** Data excerpt **
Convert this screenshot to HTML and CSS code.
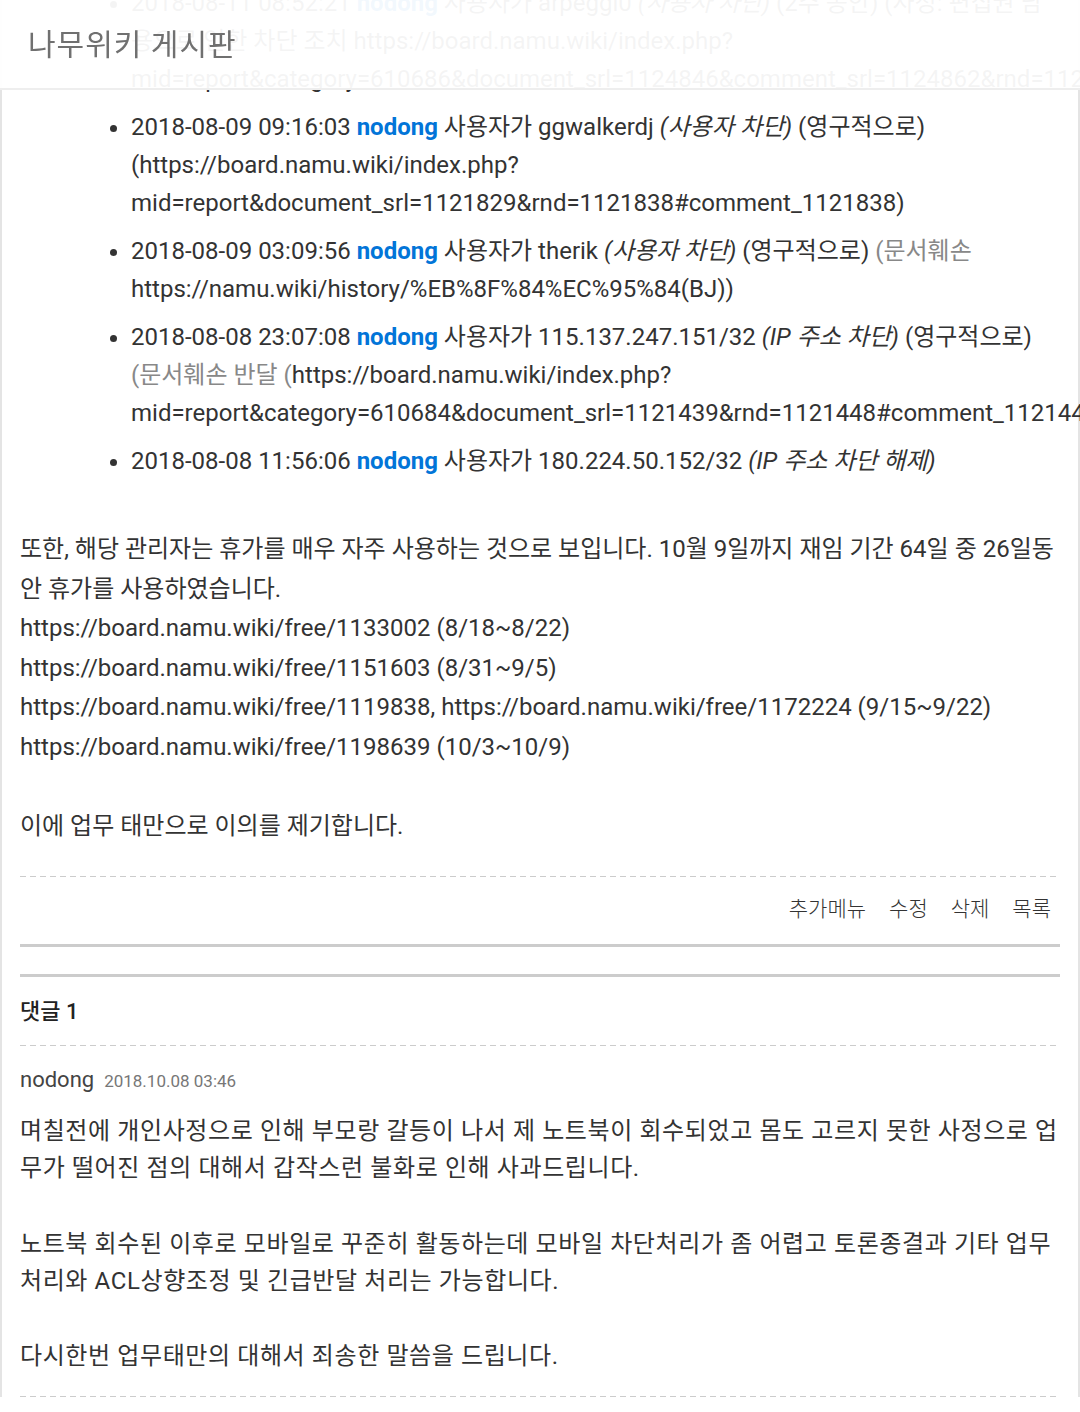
FILE: index.html
```html
<!DOCTYPE html>
<html lang="ko">
<head>
<meta charset="utf-8">
<title>나무위키 게시판</title>
<link rel="stylesheet" href="styles.css">
</head>
<body>
<header class="topbar">
  <h1 class="topbar-title">나무위키 게시판</h1>
</header>
<main class="board">
  <article class="post">
    <ul class="log">
      <li>2018-08-11 08:52:21 <span class="user">nodong</span> 사용자가 arpeggi0 <i>(사용자 차단)</i> (2주 동안) (사정: 편집권 남용으로 인한 차단 조치 https://board.namu.wiki/index.php?mid=report&amp;category=610686&amp;document_srl=1124846&amp;comment_srl=1124862&amp;rnd=1124862#comment_1124862)</li>
      <li>2018-08-09 09:16:03 <span class="user">nodong</span> 사용자가 ggwalkerdj <i>(사용자 차단)</i> (영구적으로) (https://board.namu.wiki/index.php?mid=report&amp;document_srl=1121829&amp;rnd=1121838#comment_1121838)</li>
      <li>2018-08-09 03:09:56 <span class="user">nodong</span> 사용자가 therik <i>(사용자 차단)</i> (영구적으로) <span class="reason">(문서훼손</span> https://namu.wiki/history/%EB%8F%84%EC%95%84(BJ))</li>
      <li>2018-08-08 23:07:08 <span class="user">nodong</span> 사용자가 115.137.247.151/32 <i>(IP 주소 차단)</i> (영구적으로) <span class="reason">(문서훼손 반달 (</span>https://board.namu.wiki/index.php?mid=report&amp;category=610684&amp;document_srl=1121439&amp;rnd=1121448#comment_1121448)</li>
      <li>2018-08-08 11:56:06 <span class="user">nodong</span> 사용자가 180.224.50.152/32 <i>(IP 주소 차단 해제)</i></li>
    </ul>
    <div class="post-text">
      <p>또한, 해당 관리자는 휴가를 매우 자주 사용하는 것으로 보입니다. 10월 9일까지 재임 기간 64일 중 26일동안 휴가를 사용하였습니다.<br>https://board.namu.wiki/free/1133002 (8/18~8/22)<br>https://board.namu.wiki/free/1151603 (8/31~9/5)<br>https://board.namu.wiki/free/1119838, https://board.namu.wiki/free/1172224 (9/15~9/22)<br>https://board.namu.wiki/free/1198639 (10/3~10/9)</p>
      <p>이에 업무 태만으로 이의를 제기합니다.</p>
    </div>
    <div class="dash"></div>
    <nav class="actions">
      <span class="action">추가메뉴</span>
      <span class="action">수정</span>
      <span class="action">삭제</span>
      <span class="action">목록</span>
    </nav>
  </article>
  <section class="comments">
    <h2 class="comments-title">댓글 1</h2>
    <div class="dash"></div>
    <div class="comment">
      <div class="comment-meta"><span class="comment-author">nodong</span><span class="comment-date">2018.10.08 03:46</span></div>
      <div class="comment-body">
        <p>며칠전에 개인사정으로 인해 부모랑 갈등이 나서 제 노트북이 회수되었고 몸도 고르지 못한 사정으로 업무가 떨어진 점의 대해서 갑작스런 불화로 인해 사과드립니다.</p>
        <p>노트북 회수된 이후로 모바일로 꾸준히 활동하는데 모바일 차단처리가 좀 어렵고 토론종결과 기타 업무처리와 ACL상향조정 및 긴급반달 처리는 가능합니다.</p>
        <p>다시한번 업무태만의 대해서 죄송한 말씀을 드립니다.</p>
      </div>
    </div>
    <div class="dash"></div>
  </section>
</main>
</body>
</html>
```

FILE: styles.css
```css
html {
  overflow: hidden;
}

body {
  margin: 0;
  background: #fff;
  color: #333;
  font-family: Roboto, "Noto Sans CJK KR", sans-serif;
  font-feature-settings: "palt" 1;
}

.topbar {
  position: fixed;
  top: 0;
  left: 0;
  right: 0;
  height: 90px;
  display: flex;
  align-items: center;
  padding-left: 28px;
  padding-bottom: 4px;
  box-sizing: border-box;
  background: rgba(255, 255, 255, 0.95);
  border-bottom: 2px solid #eeeeee;
  z-index: 10;
}

.topbar-title {
  margin: 0;
  font-size: 30px;
  font-weight: 400;
  color: #707070;
  letter-spacing: 1px;
}

.board {
  margin-top: -16px;
  padding: 0 18px;
  border-left: 2px solid #e4e4e4;
  border-right: 2px solid #e4e4e4;
}

.log {
  margin: 0 0 50px;
  padding-left: 111px;
  font-size: 24px;
  line-height: 38px;
}

.log li + li {
  margin-top: 10px;
}

.user {
  color: #0275d8;
  font-weight: 700;
}

.reason {
  color: #888;
}

.post-text {
  font-size: 24px;
  line-height: 39.6px;
  padding-bottom: 29px;
}

.post-text p {
  margin: 0;
}

.post-text p + p {
  margin-top: 39.6px;
}

.dash {
  height: 1px;
  background: repeating-linear-gradient(90deg, #cccccc 0 6px, transparent 6px 10px);
}

.actions {
  display: flex;
  justify-content: flex-end;
  gap: 23px;
  padding: 17px 9px 20px 0;
  font-size: 21px;
  line-height: 30px;
  font-weight: 300;
  color: #333;
  border-bottom: 3px solid #cccccc;
}

.comments {
  margin-top: 27px;
  border-top: 3px solid #cccccc;
}

.comments-title {
  margin: 0;
  padding: 20px 0 18px;
  font-size: 22px;
  line-height: 30px;
  font-weight: 500;
  color: #222;
}

.comment-meta {
  padding-top: 19px;
  line-height: 30px;
  display: flex;
  align-items: baseline;
}

.comment-author {
  font-size: 22px;
  color: #444;
}

.comment-date {
  margin-left: 10px;
  font-size: 17px;
  color: #777;
}

.comment-body {
  margin-top: 17px;
  padding-bottom: 20px;
  font-size: 24px;
  line-height: 37.6px;
  letter-spacing: 0.6px;
}

.comment-body p {
  margin: 0;
}

.comment-body p + p {
  margin-top: 37.6px;
}
```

** What is needed **
Without the images, write out each line of the data verbatim.

** Worked solution **
Convert this screenshot to HTML and CSS code.
FILE: index.html
```html
<!DOCTYPE html>
<html lang="ko">
<head>
<meta charset="utf-8">
<title>나무위키 게시판</title>
<link rel="stylesheet" href="styles.css">
</head>
<body>
<header class="topbar">
  <h1 class="topbar-title">나무위키 게시판</h1>
</header>
<main class="board">
  <article class="post">
    <ul class="log">
      <li>2018-08-11 08:52:21 <span class="user">nodong</span> 사용자가 arpeggi0 <i>(사용자 차단)</i> (2주 동안) (사정: 편집권 남용으로 인한 차단 조치 https://board.namu.wiki/index.php?mid=report&amp;category=610686&amp;document_srl=1124846&amp;comment_srl=1124862&amp;rnd=1124862#comment_1124862)</li>
      <li>2018-08-09 09:16:03 <span class="user">nodong</span> 사용자가 ggwalkerdj <i>(사용자 차단)</i> (영구적으로) (https://board.namu.wiki/index.php?mid=report&amp;document_srl=1121829&amp;rnd=1121838#comment_1121838)</li>
      <li>2018-08-09 03:09:56 <span class="user">nodong</span> 사용자가 therik <i>(사용자 차단)</i> (영구적으로) <span class="reason">(문서훼손</span> https://namu.wiki/history/%EB%8F%84%EC%95%84(BJ))</li>
      <li>2018-08-08 23:07:08 <span class="user">nodong</span> 사용자가 115.137.247.151/32 <i>(IP 주소 차단)</i> (영구적으로) <span class="reason">(문서훼손 반달 (</span>https://board.namu.wiki/index.php?mid=report&amp;category=610684&amp;document_srl=1121439&amp;rnd=1121448#comment_1121448)</li>
      <li>2018-08-08 11:56:06 <span class="user">nodong</span> 사용자가 180.224.50.152/32 <i>(IP 주소 차단 해제)</i></li>
    </ul>
    <div class="post-text">
      <p>또한, 해당 관리자는 휴가를 매우 자주 사용하는 것으로 보입니다. 10월 9일까지 재임 기간 64일 중 26일동안 휴가를 사용하였습니다.<br>https://board.namu.wiki/free/1133002 (8/18~8/22)<br>https://board.namu.wiki/free/1151603 (8/31~9/5)<br>https://board.namu.wiki/free/1119838, https://board.namu.wiki/free/1172224 (9/15~9/22)<br>https://board.namu.wiki/free/1198639 (10/3~10/9)</p>
      <p>이에 업무 태만으로 이의를 제기합니다.</p>
    </div>
    <div class="dash"></div>
    <nav class="actions">
      <span class="action">추가메뉴</span>
      <span class="action">수정</span>
      <span class="action">삭제</span>
      <span class="action">목록</span>
    </nav>
  </article>
  <section class="comments">
    <h2 class="comments-title">댓글 1</h2>
    <div class="dash"></div>
    <div class="comment">
      <div class="comment-meta"><span class="comment-author">nodong</span><span class="comment-date">2018.10.08 03:46</span></div>
      <div class="comment-body">
        <p>며칠전에 개인사정으로 인해 부모랑 갈등이 나서 제 노트북이 회수되었고 몸도 고르지 못한 사정으로 업무가 떨어진 점의 대해서 갑작스런 불화로 인해 사과드립니다.</p>
        <p>노트북 회수된 이후로 모바일로 꾸준히 활동하는데 모바일 차단처리가 좀 어렵고 토론종결과 기타 업무처리와 ACL상향조정 및 긴급반달 처리는 가능합니다.</p>
        <p>다시한번 업무태만의 대해서 죄송한 말씀을 드립니다.</p>
      </div>
    </div>
    <div class="dash"></div>
  </section>
</main>
</body>
</html>
```

FILE: styles.css
```css
html {
  overflow: hidden;
}

body {
  margin: 0;
  background: #fff;
  color: #333;
  font-family: Roboto, "Noto Sans CJK KR", sans-serif;
  font-feature-settings: "palt" 1;
}

.topbar {
  position: fixed;
  top: 0;
  left: 0;
  right: 0;
  height: 90px;
  display: flex;
  align-items: center;
  padding-left: 28px;
  padding-bottom: 4px;
  box-sizing: border-box;
  background: rgba(255, 255, 255, 0.95);
  border-bottom: 2px solid #eeeeee;
  z-index: 10;
}

.topbar-title {
  margin: 0;
  font-size: 30px;
  font-weight: 400;
  color: #707070;
  letter-spacing: 1px;
}

.board {
  margin-top: -16px;
  padding: 0 18px;
  border-left: 2px solid #e4e4e4;
  border-right: 2px solid #e4e4e4;
}

.log {
  margin: 0 0 50px;
  padding-left: 111px;
  font-size: 24px;
  line-height: 38px;
}

.log li + li {
  margin-top: 10px;
}

.user {
  color: #0275d8;
  font-weight: 700;
}

.reason {
  color: #888;
}

.post-text {
  font-size: 24px;
  line-height: 39.6px;
  padding-bottom: 29px;
}

.post-text p {
  margin: 0;
}

.post-text p + p {
  margin-top: 39.6px;
}

.dash {
  height: 1px;
  background: repeating-linear-gradient(90deg, #cccccc 0 6px, transparent 6px 10px);
}

.actions {
  display: flex;
  justify-content: flex-end;
  gap: 23px;
  padding: 17px 9px 20px 0;
  font-size: 21px;
  line-height: 30px;
  font-weight: 300;
  color: #333;
  border-bottom: 3px solid #cccccc;
}

.comments {
  margin-top: 27px;
  border-top: 3px solid #cccccc;
}

.comments-title {
  margin: 0;
  padding: 20px 0 18px;
  font-size: 22px;
  line-height: 30px;
  font-weight: 500;
  color: #222;
}

.comment-meta {
  padding-top: 19px;
  line-height: 30px;
  display: flex;
  align-items: baseline;
}

.comment-author {
  font-size: 22px;
  color: #444;
}

.comment-date {
  margin-left: 10px;
  font-size: 17px;
  color: #777;
}

.comment-body {
  margin-top: 17px;
  padding-bottom: 20px;
  font-size: 24px;
  line-height: 37.6px;
  letter-spacing: 0.6px;
}

.comment-body p {
  margin: 0;
}

.comment-body p + p {
  margin-top: 37.6px;
}
```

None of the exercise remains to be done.